# Start of SUPPLIED MATERIAL
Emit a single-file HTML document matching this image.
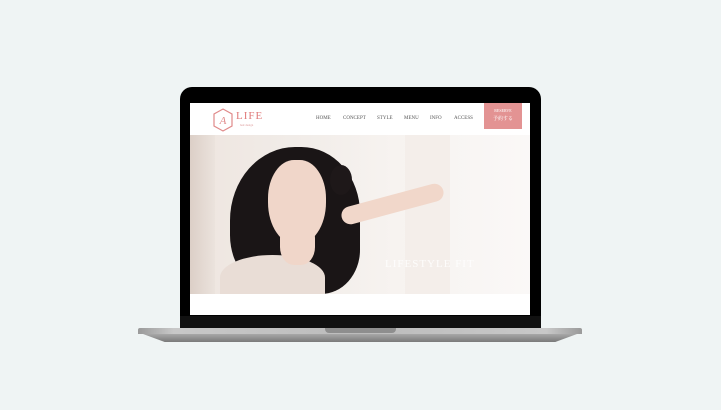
<!DOCTYPE html>
<html><head><meta charset="utf-8"><style>
body{margin:0;width:721px;height:410px;background:#eff4f4;position:relative;overflow:hidden;font-family:"Liberation Serif","Noto Serif CJK SC",serif}
.a{position:absolute}
.n{position:absolute;top:13px;font-size:5px;color:#555;white-space:nowrap}
</style></head><body>
<div class="a" style="left:180px;top:87px;width:361px;height:242px;background:#000;border-radius:12px 12px 0 0"></div>
<div class="a" style="left:180px;top:316px;width:361px;height:13px;background:#111"></div>
<div class="a" style="left:190px;top:103px;width:340px;height:212px;background:#fff;overflow:hidden">
 <svg class="a" style="left:22px;top:5px" width="22" height="24" viewBox="0 0 22 24"><polygon points="11,1 20,6 20,18 11,23 2,18 2,6" fill="none" stroke="#e08a8a" stroke-width="1.2"/><text x="11" y="16" font-size="11" font-style="italic" fill="#e08a8a" text-anchor="middle" font-family="Liberation Serif">A</text></svg>
 <div class="a" style="left:46px;top:7px;font-size:11px;color:#e07a7a;letter-spacing:1px">LIFE</div>
 <div class="a" style="left:50px;top:20px;font-size:3px;color:#d99">hair design</div>
 <div class="n" style="left:126px">HOME</div>
 <div class="n" style="left:153px">CONCEPT</div>
 <div class="n" style="left:187px">STYLE</div>
 <div class="n" style="left:214px">MENU</div>
 <div class="n" style="left:240px">INFO</div>
 <div class="n" style="left:264px">ACCESS</div>
 <div class="a" style="left:294px;top:0;width:38px;height:26px;background:#e39393;color:#fff;text-align:center;font-size:4px;line-height:1"><div style="margin-top:6px">RESERVE</div><div style="font-size:5px;margin-top:4px">予約する</div></div>
 <div class="a" style="left:0;top:32px;width:340px;height:159px;overflow:hidden;background:linear-gradient(90deg,#eee5df 0%,#f1ece8 30%,#f7f3f0 60%,#faf8f7 100%)">
  <div class="a" style="left:0;top:0;width:25px;height:159px;background:linear-gradient(90deg,#dccfc7,#ebe3dd)"></div>
  <div class="a" style="left:215px;top:0;width:45px;height:159px;background:#f4eeea"></div>
  <div class="a" style="left:40px;top:12px;width:130px;height:147px;background:#1a1516;border-radius:50% 45% 30% 40%"></div>
  <div class="a" style="left:30px;top:120px;width:105px;height:45px;background:#e9ddd6;border-radius:50% 50% 0 0"></div>
  <div class="a" style="left:78px;top:25px;width:58px;height:85px;background:#f0d6c9;border-radius:45% 45% 50% 50%"></div>
  <div class="a" style="left:90px;top:85px;width:35px;height:45px;background:#f0d6c9;border-radius:40%"></div>
  <div class="a" style="left:150px;top:60px;width:105px;height:18px;background:#f1d7ca;border-radius:10px;transform:rotate(-15deg)"></div>
  <div class="a" style="left:140px;top:30px;width:22px;height:30px;background:#1e1819;border-radius:50%"></div>
  <div class="a" style="left:195px;top:123px;font-size:11px;color:#fff;letter-spacing:1px;opacity:.85">LIFESTYLE FIT</div>
 </div>
</div>
<div class="a" style="left:138px;top:328px;width:444px;height:6px;background:linear-gradient(90deg,#9a9a9a,#c8c8c8 8%,#bcbcbc 50%,#c8c8c8 92%,#9a9a9a);border-radius:2px 2px 0 0"></div>
<div class="a" style="left:143px;top:334px;width:434px;height:8px;background:linear-gradient(#a8a8a8,#7a7a7a);clip-path:polygon(0 0,100% 0,95% 100%,5% 100%)"></div>
<div class="a" style="left:325px;top:328px;width:71px;height:5px;background:#8e8e8e;border-radius:0 0 4px 4px"></div>
</body></html>
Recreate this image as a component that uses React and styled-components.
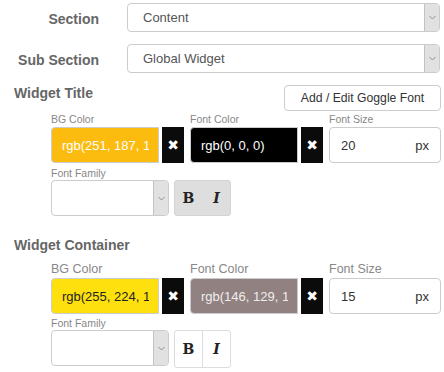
# End of SUPPLIED MATERIAL
= SHORT PROBLEM =
Only lines that contain the word "this" are wanted; copy each of them.

= EXERCISE OUTPUT =
Emit a single-file HTML document matching this image.
Recreate this image as a component that uses React and styled-components.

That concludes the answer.